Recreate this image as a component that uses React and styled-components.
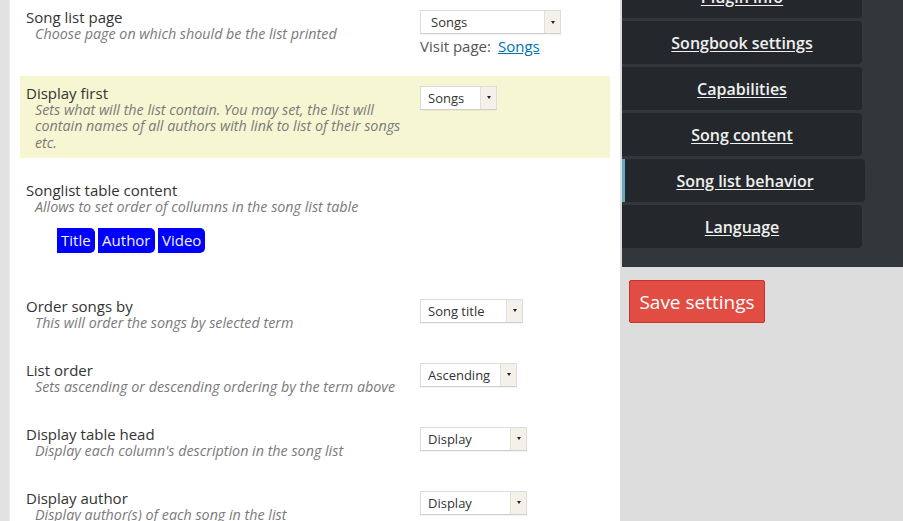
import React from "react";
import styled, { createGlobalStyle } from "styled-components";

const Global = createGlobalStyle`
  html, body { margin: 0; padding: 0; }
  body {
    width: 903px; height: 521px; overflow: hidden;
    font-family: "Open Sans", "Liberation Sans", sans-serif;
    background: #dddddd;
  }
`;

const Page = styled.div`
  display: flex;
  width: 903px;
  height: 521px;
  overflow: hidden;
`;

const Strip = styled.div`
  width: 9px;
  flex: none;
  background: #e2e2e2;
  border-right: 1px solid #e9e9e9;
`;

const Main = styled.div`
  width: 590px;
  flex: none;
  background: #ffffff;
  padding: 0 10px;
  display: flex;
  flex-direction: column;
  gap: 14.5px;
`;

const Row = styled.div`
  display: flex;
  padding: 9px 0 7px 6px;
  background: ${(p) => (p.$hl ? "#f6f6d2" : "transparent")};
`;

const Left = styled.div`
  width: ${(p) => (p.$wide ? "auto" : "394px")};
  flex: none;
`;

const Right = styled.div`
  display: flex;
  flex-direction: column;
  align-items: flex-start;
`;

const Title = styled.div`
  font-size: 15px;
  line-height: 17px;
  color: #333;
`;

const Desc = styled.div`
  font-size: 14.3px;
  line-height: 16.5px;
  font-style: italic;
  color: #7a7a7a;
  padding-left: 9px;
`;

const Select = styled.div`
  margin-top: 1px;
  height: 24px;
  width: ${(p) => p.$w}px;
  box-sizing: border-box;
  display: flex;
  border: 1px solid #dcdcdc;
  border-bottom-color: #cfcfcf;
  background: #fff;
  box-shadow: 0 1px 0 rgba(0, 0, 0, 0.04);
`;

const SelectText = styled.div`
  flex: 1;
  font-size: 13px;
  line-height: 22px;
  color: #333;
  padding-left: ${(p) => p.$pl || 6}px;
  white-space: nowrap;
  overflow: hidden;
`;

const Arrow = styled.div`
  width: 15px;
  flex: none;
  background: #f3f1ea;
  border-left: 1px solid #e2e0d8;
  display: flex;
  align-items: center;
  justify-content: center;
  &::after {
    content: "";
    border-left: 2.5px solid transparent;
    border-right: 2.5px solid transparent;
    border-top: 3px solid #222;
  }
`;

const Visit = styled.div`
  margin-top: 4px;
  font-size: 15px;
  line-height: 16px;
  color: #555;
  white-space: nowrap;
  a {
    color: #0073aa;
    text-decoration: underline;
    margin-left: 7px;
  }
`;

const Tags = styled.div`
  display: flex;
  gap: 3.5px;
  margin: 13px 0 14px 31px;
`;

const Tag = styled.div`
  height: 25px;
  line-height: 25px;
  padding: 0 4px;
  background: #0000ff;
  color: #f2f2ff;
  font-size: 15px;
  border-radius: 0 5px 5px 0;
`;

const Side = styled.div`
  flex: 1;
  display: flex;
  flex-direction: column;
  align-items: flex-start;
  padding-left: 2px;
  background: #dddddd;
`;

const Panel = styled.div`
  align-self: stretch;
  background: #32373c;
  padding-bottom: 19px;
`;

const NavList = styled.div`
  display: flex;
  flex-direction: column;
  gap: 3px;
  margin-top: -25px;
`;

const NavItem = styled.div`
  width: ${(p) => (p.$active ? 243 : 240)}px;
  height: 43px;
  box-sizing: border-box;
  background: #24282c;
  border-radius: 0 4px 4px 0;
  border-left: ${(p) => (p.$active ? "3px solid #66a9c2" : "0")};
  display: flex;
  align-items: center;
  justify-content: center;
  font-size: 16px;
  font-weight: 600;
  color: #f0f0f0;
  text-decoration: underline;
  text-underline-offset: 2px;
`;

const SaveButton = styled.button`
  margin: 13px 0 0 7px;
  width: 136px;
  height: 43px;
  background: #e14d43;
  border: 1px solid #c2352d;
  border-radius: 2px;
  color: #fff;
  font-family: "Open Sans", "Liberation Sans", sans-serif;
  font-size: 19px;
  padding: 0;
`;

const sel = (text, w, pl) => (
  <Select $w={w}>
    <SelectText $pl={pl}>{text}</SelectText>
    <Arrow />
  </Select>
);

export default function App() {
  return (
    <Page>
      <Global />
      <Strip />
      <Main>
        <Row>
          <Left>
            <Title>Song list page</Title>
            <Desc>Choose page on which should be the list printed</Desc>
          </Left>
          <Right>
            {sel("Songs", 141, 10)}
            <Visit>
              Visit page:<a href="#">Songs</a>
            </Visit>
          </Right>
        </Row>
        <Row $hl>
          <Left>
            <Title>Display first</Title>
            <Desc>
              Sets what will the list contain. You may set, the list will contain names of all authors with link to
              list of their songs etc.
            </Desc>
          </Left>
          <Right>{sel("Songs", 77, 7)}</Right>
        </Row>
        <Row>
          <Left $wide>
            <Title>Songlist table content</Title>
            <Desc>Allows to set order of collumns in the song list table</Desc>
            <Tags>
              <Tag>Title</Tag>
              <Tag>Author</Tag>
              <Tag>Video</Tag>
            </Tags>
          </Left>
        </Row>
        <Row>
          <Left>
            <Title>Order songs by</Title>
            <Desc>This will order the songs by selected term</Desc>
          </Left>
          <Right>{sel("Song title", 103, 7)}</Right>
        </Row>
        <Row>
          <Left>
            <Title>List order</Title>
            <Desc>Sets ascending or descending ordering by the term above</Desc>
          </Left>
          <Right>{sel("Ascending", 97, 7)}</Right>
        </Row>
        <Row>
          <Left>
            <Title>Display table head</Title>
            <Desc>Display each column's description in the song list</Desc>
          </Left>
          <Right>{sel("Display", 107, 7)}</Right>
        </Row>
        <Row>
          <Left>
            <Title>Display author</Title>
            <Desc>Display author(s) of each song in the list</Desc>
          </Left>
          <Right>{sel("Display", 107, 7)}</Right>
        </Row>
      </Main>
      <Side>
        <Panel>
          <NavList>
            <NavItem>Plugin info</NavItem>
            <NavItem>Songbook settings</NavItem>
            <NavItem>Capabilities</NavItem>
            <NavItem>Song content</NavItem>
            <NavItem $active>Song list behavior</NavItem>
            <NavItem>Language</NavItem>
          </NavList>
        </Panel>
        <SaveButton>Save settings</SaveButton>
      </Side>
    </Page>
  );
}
* * * * * * * * *
Print out the lines exactly, skipping any picture.

(FULL OUTPUT)
Recreate this image as a component that uses React and styled-components.
import React from "react";
import styled, { createGlobalStyle } from "styled-components";

const Global = createGlobalStyle`
  html, body { margin: 0; padding: 0; }
  body {
    width: 903px; height: 521px; overflow: hidden;
    font-family: "Open Sans", "Liberation Sans", sans-serif;
    background: #dddddd;
  }
`;

const Page = styled.div`
  display: flex;
  width: 903px;
  height: 521px;
  overflow: hidden;
`;

const Strip = styled.div`
  width: 9px;
  flex: none;
  background: #e2e2e2;
  border-right: 1px solid #e9e9e9;
`;

const Main = styled.div`
  width: 590px;
  flex: none;
  background: #ffffff;
  padding: 0 10px;
  display: flex;
  flex-direction: column;
  gap: 14.5px;
`;

const Row = styled.div`
  display: flex;
  padding: 9px 0 7px 6px;
  background: ${(p) => (p.$hl ? "#f6f6d2" : "transparent")};
`;

const Left = styled.div`
  width: ${(p) => (p.$wide ? "auto" : "394px")};
  flex: none;
`;

const Right = styled.div`
  display: flex;
  flex-direction: column;
  align-items: flex-start;
`;

const Title = styled.div`
  font-size: 15px;
  line-height: 17px;
  color: #333;
`;

const Desc = styled.div`
  font-size: 14.3px;
  line-height: 16.5px;
  font-style: italic;
  color: #7a7a7a;
  padding-left: 9px;
`;

const Select = styled.div`
  margin-top: 1px;
  height: 24px;
  width: ${(p) => p.$w}px;
  box-sizing: border-box;
  display: flex;
  border: 1px solid #dcdcdc;
  border-bottom-color: #cfcfcf;
  background: #fff;
  box-shadow: 0 1px 0 rgba(0, 0, 0, 0.04);
`;

const SelectText = styled.div`
  flex: 1;
  font-size: 13px;
  line-height: 22px;
  color: #333;
  padding-left: ${(p) => p.$pl || 6}px;
  white-space: nowrap;
  overflow: hidden;
`;

const Arrow = styled.div`
  width: 15px;
  flex: none;
  background: #f3f1ea;
  border-left: 1px solid #e2e0d8;
  display: flex;
  align-items: center;
  justify-content: center;
  &::after {
    content: "";
    border-left: 2.5px solid transparent;
    border-right: 2.5px solid transparent;
    border-top: 3px solid #222;
  }
`;

const Visit = styled.div`
  margin-top: 4px;
  font-size: 15px;
  line-height: 16px;
  color: #555;
  white-space: nowrap;
  a {
    color: #0073aa;
    text-decoration: underline;
    margin-left: 7px;
  }
`;

const Tags = styled.div`
  display: flex;
  gap: 3.5px;
  margin: 13px 0 14px 31px;
`;

const Tag = styled.div`
  height: 25px;
  line-height: 25px;
  padding: 0 4px;
  background: #0000ff;
  color: #f2f2ff;
  font-size: 15px;
  border-radius: 0 5px 5px 0;
`;

const Side = styled.div`
  flex: 1;
  display: flex;
  flex-direction: column;
  align-items: flex-start;
  padding-left: 2px;
  background: #dddddd;
`;

const Panel = styled.div`
  align-self: stretch;
  background: #32373c;
  padding-bottom: 19px;
`;

const NavList = styled.div`
  display: flex;
  flex-direction: column;
  gap: 3px;
  margin-top: -25px;
`;

const NavItem = styled.div`
  width: ${(p) => (p.$active ? 243 : 240)}px;
  height: 43px;
  box-sizing: border-box;
  background: #24282c;
  border-radius: 0 4px 4px 0;
  border-left: ${(p) => (p.$active ? "3px solid #66a9c2" : "0")};
  display: flex;
  align-items: center;
  justify-content: center;
  font-size: 16px;
  font-weight: 600;
  color: #f0f0f0;
  text-decoration: underline;
  text-underline-offset: 2px;
`;

const SaveButton = styled.button`
  margin: 13px 0 0 7px;
  width: 136px;
  height: 43px;
  background: #e14d43;
  border: 1px solid #c2352d;
  border-radius: 2px;
  color: #fff;
  font-family: "Open Sans", "Liberation Sans", sans-serif;
  font-size: 19px;
  padding: 0;
`;

const sel = (text, w, pl) => (
  <Select $w={w}>
    <SelectText $pl={pl}>{text}</SelectText>
    <Arrow />
  </Select>
);

export default function App() {
  return (
    <Page>
      <Global />
      <Strip />
      <Main>
        <Row>
          <Left>
            <Title>Song list page</Title>
            <Desc>Choose page on which should be the list printed</Desc>
          </Left>
          <Right>
            {sel("Songs", 141, 10)}
            <Visit>
              Visit page:<a href="#">Songs</a>
            </Visit>
          </Right>
        </Row>
        <Row $hl>
          <Left>
            <Title>Display first</Title>
            <Desc>
              Sets what will the list contain. You may set, the list will contain names of all authors with link to
              list of their songs etc.
            </Desc>
          </Left>
          <Right>{sel("Songs", 77, 7)}</Right>
        </Row>
        <Row>
          <Left $wide>
            <Title>Songlist table content</Title>
            <Desc>Allows to set order of collumns in the song list table</Desc>
            <Tags>
              <Tag>Title</Tag>
              <Tag>Author</Tag>
              <Tag>Video</Tag>
            </Tags>
          </Left>
        </Row>
        <Row>
          <Left>
            <Title>Order songs by</Title>
            <Desc>This will order the songs by selected term</Desc>
          </Left>
          <Right>{sel("Song title", 103, 7)}</Right>
        </Row>
        <Row>
          <Left>
            <Title>List order</Title>
            <Desc>Sets ascending or descending ordering by the term above</Desc>
          </Left>
          <Right>{sel("Ascending", 97, 7)}</Right>
        </Row>
        <Row>
          <Left>
            <Title>Display table head</Title>
            <Desc>Display each column's description in the song list</Desc>
          </Left>
          <Right>{sel("Display", 107, 7)}</Right>
        </Row>
        <Row>
          <Left>
            <Title>Display author</Title>
            <Desc>Display author(s) of each song in the list</Desc>
          </Left>
          <Right>{sel("Display", 107, 7)}</Right>
        </Row>
      </Main>
      <Side>
        <Panel>
          <NavList>
            <NavItem>Plugin info</NavItem>
            <NavItem>Songbook settings</NavItem>
            <NavItem>Capabilities</NavItem>
            <NavItem>Song content</NavItem>
            <NavItem $active>Song list behavior</NavItem>
            <NavItem>Language</NavItem>
          </NavList>
        </Panel>
        <SaveButton>Save settings</SaveButton>
      </Side>
    </Page>
  );
}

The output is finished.